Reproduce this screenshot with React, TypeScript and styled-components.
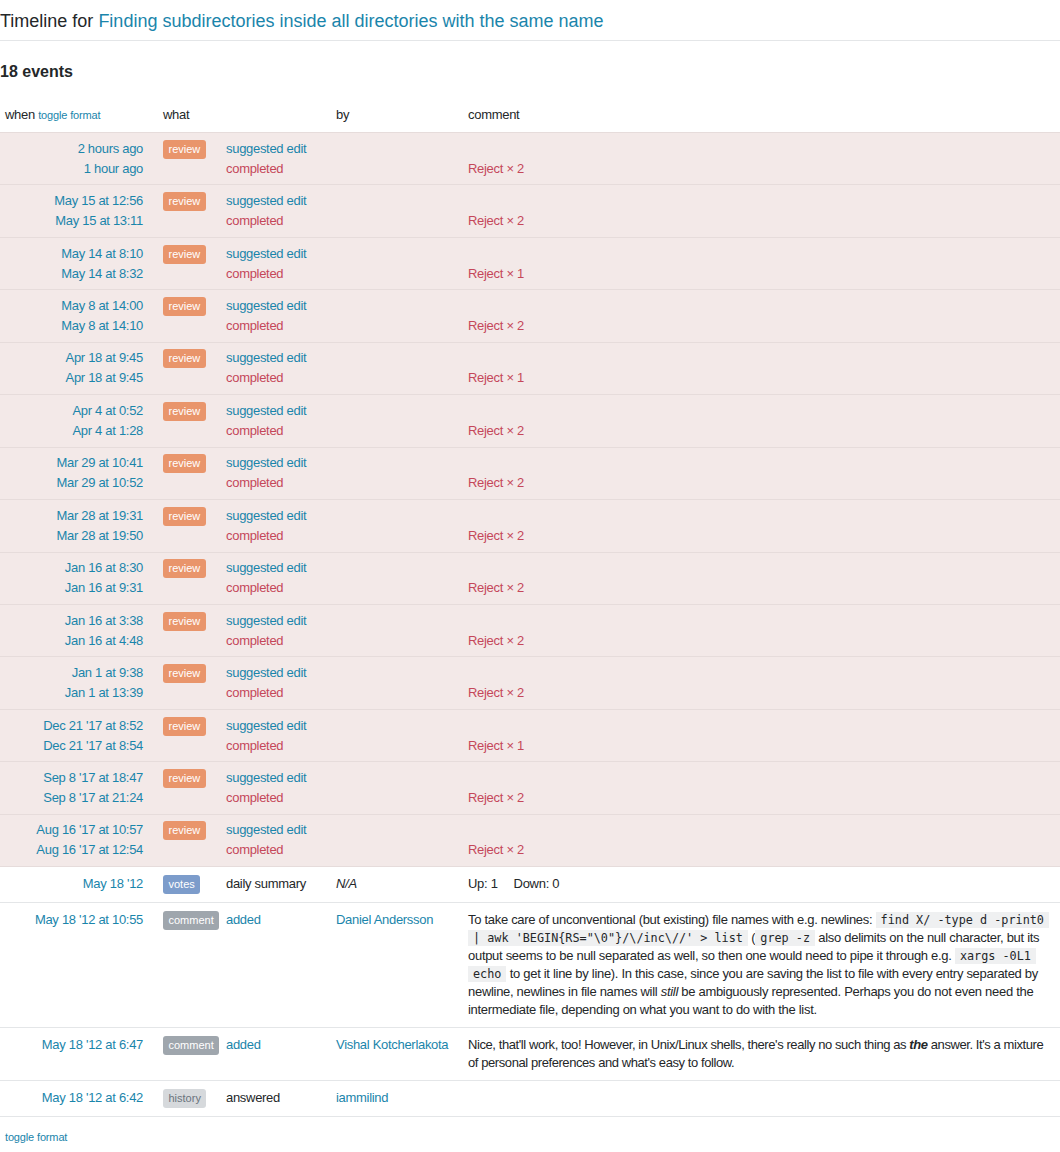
import React from "react";
import styled, { createGlobalStyle } from "styled-components";

const Global = createGlobalStyle`
  html, body { margin: 0; padding: 0; background: #fff; }
  body {
    font-family: "Liberation Sans", Arial, sans-serif;
    font-size: 13px;
    color: #242729;
  }
  a { color: #1a85ab; text-decoration: none; }
`;

const Page = styled.div`
  width: 1060px;
`;

const Title = styled.h1`
  margin: 0;
  padding: 9px 0 7px;
  font-size: 18px;
  line-height: 24px;
  font-weight: normal;
  border-bottom: 1px solid #e4e6e8;
`;

const Count = styled.h2`
  margin: 21px 0 16px;
  font-size: 16px;
  line-height: 20px;
  font-weight: bold;
`;

const Table = styled.table`
  width: 100%;
  table-layout: fixed;
  border-collapse: collapse;
  letter-spacing: -0.3px;
`;

const Col = styled.col<{ $w?: number }>`
  width: ${(p) => (p.$w ? `${p.$w}px` : "auto")};
`;

const HeadCell = styled.th`
  text-align: left;
  font-weight: normal;
  padding: 8px 5px;
  line-height: 18px;
  vertical-align: top;
`;

const Small = styled.a`
  font-size: 11px;
  letter-spacing: -0.15px;
`;

const Row = styled.tr<{ $review?: boolean }>`
  background: ${(p) => (p.$review ? "#f3e9e8" : "#fff")};
  border-top: 1px solid ${(p) => (p.$review ? "#e6dcdb" : "#e4e6e8")};
  border-bottom: 1px solid ${(p) => (p.$review ? "#e6dcdb" : "#e4e6e8")};
  line-height: ${(p) => (p.$review ? "20px" : "18px")};

  & > td {
    padding-top: ${(p) => (p.$review ? "5.72px" : "8px")};
    padding-bottom: ${(p) => (p.$review ? "5.72px" : "8px")};
  }
`;

const Cell = styled.td`
  padding: 8px 5px;
  vertical-align: top;
  text-align: left;
`;

const DateCell = styled(Cell)`
  padding-right: 15px;
  text-align: right;
`;

const Line = styled.div<{ $red?: boolean }>`
  color: ${(p) => (p.$red ? "#c5475a" : "inherit")};
`;

const CommentText = styled.div<{ $tight?: boolean }>`
  letter-spacing: ${(p) => (p.$tight ? "-0.42px" : "-0.3px")};
`;

const badgeColors = {
  review: { bg: "#e9956b", fg: "#fff" },
  votes: { bg: "#7c9ccb", fg: "#fff" },
  comment: { bg: "#9fa6ad", fg: "#fff" },
  history: { bg: "#d6d9dc", fg: "#6a737c" },
};

type BadgeKind = keyof typeof badgeColors;

const Badge = styled.span<{ $kind: BadgeKind }>`
  display: inline-block;
  vertical-align: top;
  margin-top: ${(p) => (p.$kind === "review" ? "1px" : "0")};
  font-size: 11px;
  line-height: 15px;
  letter-spacing: 0;
  padding: 2px 5.5px;
  border-radius: 3px;
  background: ${(p) => badgeColors[p.$kind].bg};
  color: ${(p) => badgeColors[p.$kind].fg};
`;

const Code = styled.code`
  font-family: "DejaVu Sans Mono", "Liberation Mono", monospace;
  font-size: 11.8px;
  letter-spacing: 0;
  background: #eff0f1;
  padding: 1px 5px;
  box-decoration-break: clone;
  -webkit-box-decoration-break: clone;
`;

const Down = styled.span`
  margin-left: 16px;
`;

const Footer = styled.div`
  padding: 12px 5px 0;
  line-height: 16px;
`;

const reviews: [string, string, number][] = [
  ["2 hours ago", "1 hour ago", 2],
  ["May 15 at 12:56", "May 15 at 13:11", 2],
  ["May 14 at 8:10", "May 14 at 8:32", 1],
  ["May 8 at 14:00", "May 8 at 14:10", 2],
  ["Apr 18 at 9:45", "Apr 18 at 9:45", 1],
  ["Apr 4 at 0:52", "Apr 4 at 1:28", 2],
  ["Mar 29 at 10:41", "Mar 29 at 10:52", 2],
  ["Mar 28 at 19:31", "Mar 28 at 19:50", 2],
  ["Jan 16 at 8:30", "Jan 16 at 9:31", 2],
  ["Jan 16 at 3:38", "Jan 16 at 4:48", 2],
  ["Jan 1 at 9:38", "Jan 1 at 13:39", 2],
  ["Dec 21 '17 at 8:52", "Dec 21 '17 at 8:54", 1],
  ["Sep 8 '17 at 18:47", "Sep 8 '17 at 21:24", 2],
  ["Aug 16 '17 at 10:57", "Aug 16 '17 at 12:54", 2],
];

export default function App() {
  return (
    <Page>
      <Global />
      <Title>
        Timeline for{" "}
        <a href="#">Finding subdirectories inside all directories with the same name</a>
      </Title>
      <Count>18 events</Count>
      <Table>
        <colgroup>
          <Col $w={158} />
          <Col $w={63} />
          <Col $w={110} />
          <Col $w={132} />
          <Col />
        </colgroup>
        <thead>
          <tr>
            <HeadCell>
              when <Small href="#">toggle format</Small>
            </HeadCell>
            <HeadCell colSpan={2}>what</HeadCell>
            <HeadCell>by</HeadCell>
            <HeadCell>comment</HeadCell>
          </tr>
        </thead>
        <tbody>
          {reviews.map(([a, b, n], i) => (
            <Row $review key={i}>
              <DateCell>
                <Line>
                  <a href="#">{a}</a>
                </Line>
                <Line>
                  <a href="#">{b}</a>
                </Line>
              </DateCell>
              <Cell>
                <Badge $kind="review">review</Badge>
              </Cell>
              <Cell>
                <Line>
                  <a href="#">suggested edit</a>
                </Line>
                <Line $red>completed</Line>
              </Cell>
              <Cell />
              <Cell>
                <Line>{"\u00a0"}</Line>
                <Line $red>Reject × {n}</Line>
              </Cell>
            </Row>
          ))}
          <Row>
            <DateCell>
              <a href="#">May 18 '12</a>
            </DateCell>
            <Cell>
              <Badge $kind="votes">votes</Badge>
            </Cell>
            <Cell>daily summary</Cell>
            <Cell>
              <i>N/A</i>
            </Cell>
            <Cell>
              Up: 1<Down>Down: 0</Down>
            </Cell>
          </Row>
          <Row>
            <DateCell>
              <a href="#">May 18 '12 at 10:55</a>
            </DateCell>
            <Cell>
              <Badge $kind="comment">comment</Badge>
            </Cell>
            <Cell>
              <a href="#">added</a>
            </Cell>
            <Cell>
              <a href="#">Daniel Andersson</a>
            </Cell>
            <Cell>
              <CommentText>
                To take care of unconventional (but existing) file names with e.g. newlines:{" "}
                <Code>find X/ -type d -print0 | awk 'BEGIN{"{"}RS="\0"{"}"}/\/inc\//' &gt; list</Code> (
                <Code>grep -z</Code> also delimits on the null character, but its output seems to be
                null separated as well, so then one would need to pipe it through e.g.{" "}
                <Code>xargs -0L1 echo</Code> to get it line by line). In this case, since you are
                saving the list to file with every entry separated by newline, newlines in file
                names will <i>still</i> be ambiguously represented. Perhaps you do not even need the
                intermediate file, depending on what you want to do with the list.
              </CommentText>
            </Cell>
          </Row>
          <Row>
            <DateCell>
              <a href="#">May 18 '12 at 6:47</a>
            </DateCell>
            <Cell>
              <Badge $kind="comment">comment</Badge>
            </Cell>
            <Cell>
              <a href="#">added</a>
            </Cell>
            <Cell>
              <a href="#">Vishal Kotcherlakota</a>
            </Cell>
            <Cell>
              <CommentText $tight>
                Nice, that'll work, too! However, in Unix/Linux shells, there's really no such thing
                as{" "}
                <b>
                  <i>the</i>
                </b>{" "}
                answer. It's a mixture of personal preferences and what's easy to follow.
              </CommentText>
            </Cell>
          </Row>
          <Row>
            <DateCell>
              <a href="#">May 18 '12 at 6:42</a>
            </DateCell>
            <Cell>
              <Badge $kind="history">history</Badge>
            </Cell>
            <Cell>answered</Cell>
            <Cell>
              <a href="#">iammilind</a>
            </Cell>
            <Cell />
          </Row>
        </tbody>
      </Table>
      <Footer>
        <Small href="#">toggle format</Small>
      </Footer>
    </Page>
  );
}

THE TASK: All lines of the data above that include the word "this" must be shown.

SOLUTION TO THE EXERCISE:
Reproduce this screenshot with React, TypeScript and styled-components.
                <Code>xargs -0L1 echo</Code> to get it line by line). In this case, since you are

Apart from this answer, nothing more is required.